Hillsong Connecticut previously made headlines this month after its lead pastors, Desiree Noel Robertson, 39, and Blaze C. Robertson, 41, were found to be seeking employment at another local church after quietly departing Hillsong CT, which they helped found in 2016. Before moving to Connecticut, Blaze was a creative pastor at Hillsong’s New York City arm, which is currently undergoing an internal investigation following star pastor Carl Lentz’s adulterous firing.

A separate suit Down Under

In Australia, the megachurch is also involved in a separate, $20 million lawsuit: The angry owners of nearly 300 Sydney apartments allege Hillsong and the construction firm it hired to build their housing complex in Rosebery, Australia, made their homes structurally unsound, according to the complaint.

“We’re worried we will find it difficult to sell our apartments,” one owner, who requested anonymity, told the Daily Telegraph.

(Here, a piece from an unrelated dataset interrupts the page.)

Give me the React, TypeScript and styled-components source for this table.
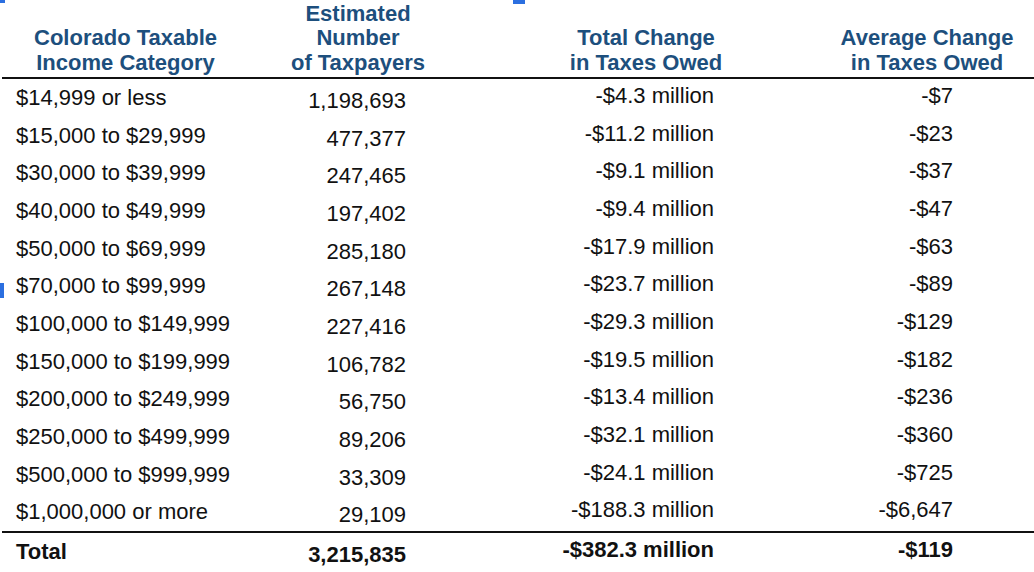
import React from "react";
import styled, { createGlobalStyle } from "styled-components";

const Global = createGlobalStyle`
  html, body { margin: 0; padding: 0; background: #ffffff; }
  body { font-family: "Liberation Sans", Arial, sans-serif; }
`;

const Page = styled.div`
  position: relative;
  width: 1034px;
  height: 572px;
  overflow: hidden;
  background: #fff;
`;

const Grid = styled.div`
  display: grid;
  grid-template-columns: 251px 214px 362px 200px;
`;

const HeadCell = styled.div`
  height: 75px;
  display: flex;
  flex-direction: column;
  justify-content: flex-end;
  align-items: center;
  text-align: center;
  color: #1d4f7d;
  font-weight: bold;
  font-size: 22px;
  line-height: 24.5px;
  padding-bottom: 2px;
`;

const Rule = styled.div`
  grid-column: 1 / -1;
  height: 2px;
  background: #111;
  margin-left: 2px;
  width: 1032px;
`;

const Cell = styled.div<{ $pl?: number; $pr?: number; $right?: boolean; $shift: number; $bold?: boolean }>`
  height: 37.7px;
  display: flex;
  align-items: center;
  justify-content: ${(p) => (p.$right ? "flex-end" : "flex-start")};
  padding-left: ${(p) => p.$pl ?? 0}px;
  padding-right: ${(p) => p.$pr ?? 0}px;
  font-size: 22px;
  color: #111;
  font-weight: ${(p) => (p.$bold ? "bold" : "normal")};
  white-space: nowrap;
  transform: translateY(${(p) => p.$shift}px);
`;

const Mark = styled.div<{ $x: number; $y: number; $w: number; $h: number }>`
  position: absolute;
  left: ${(p) => p.$x}px;
  top: ${(p) => p.$y}px;
  width: ${(p) => p.$w}px;
  height: ${(p) => p.$h}px;
  background: #2b6fe0;
`;

const rows: [string, string, string, string][] = [
  ["$14,999 or less", "1,198,693", "-$4.3 million", "-$7"],
  ["$15,000 to $29,999", "477,377", "-$11.2 million", "-$23"],
  ["$30,000 to $39,999", "247,465", "-$9.1 million", "-$37"],
  ["$40,000 to $49,999", "197,402", "-$9.4 million", "-$47"],
  ["$50,000 to $69,999", "285,180", "-$17.9 million", "-$63"],
  ["$70,000 to $99,999", "267,148", "-$23.7 million", "-$89"],
  ["$100,000 to $149,999", "227,416", "-$29.3 million", "-$129"],
  ["$150,000 to $199,999", "106,782", "-$19.5 million", "-$182"],
  ["$200,000 to $249,999", "56,750", "-$13.4 million", "-$236"],
  ["$250,000 to $499,999", "89,206", "-$32.1 million", "-$360"],
  ["$500,000 to $999,999", "33,309", "-$24.1 million", "-$725"],
  ["$1,000,000 or more", "29,109", "-$188.3 million", "-$6,647"],
];

const RowCells: React.FC<{ r: [string, string, string, string]; bold?: boolean }> = ({ r, bold }) => (
  <>
    <Cell $pl={16} $shift={0} $bold={bold}>{r[0]}</Cell>
    <Cell $right $pr={59} $shift={3} $bold={bold}>{r[1]}</Cell>
    <Cell $right $pr={113} $shift={-2} $bold={bold}>{r[2]}</Cell>
    <Cell $right $pr={74} $shift={-2} $bold={bold}>{r[3]}</Cell>
  </>
);

export default function App() {
  return (
    <Page>
      <Global />
      <Grid>
        <HeadCell>
          <span>Colorado Taxable</span>
          <span>Income Category</span>
        </HeadCell>
        <HeadCell>
          <span>Estimated</span>
          <span>Number</span>
          <span>of Taxpayers</span>
        </HeadCell>
        <HeadCell>
          <span>Total Change</span>
          <span>in Taxes Owed</span>
        </HeadCell>
        <HeadCell>
          <span>Average Change</span>
          <span>in Taxes Owed</span>
        </HeadCell>
        <Rule />
        {rows.map((r) => (
          <RowCells key={r[0]} r={r} />
        ))}
        <Rule />
        <RowCells r={["Total", "3,215,835", "-$382.3 million", "-$119"]} bold />
      </Grid>
      <Mark $x={0} $y={0} $w={5} $h={3} />
      <Mark $x={513} $y={0} $w={12} $h={4} />
      <Mark $x={0} $y={283} $w={4} $h={15} />
    </Page>
  );
}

Homeowners bought their units for between $440,000 and $945,000. 

The New South Wales Supreme Court suit specifically blames Sydney Christian Life Centre, a developer and part of Hillsong’s property arm. The Sydney Christian Life Centre was also the name of one of the two churches which merged in 1999 to become Hillsong. 

The suit alleges that SCLC “breached their duties of care in causing or permitting the defective work,” and a lawyer claimed to the Telegraph that residents were prevented from inspecting “the common property” before buying their units. In 2019, structural engineers allegedly found that the units’ windows and balconies were not up to code. 

Hillsong has responded to the suit by filing a counterclaim against the construction firm, Icon Construction Australia who, SCLC lawyers claimed, are the real “wrongdoers.” 

Hillsong did not return The Post’s repeated requests for comment regarding either lawsuit.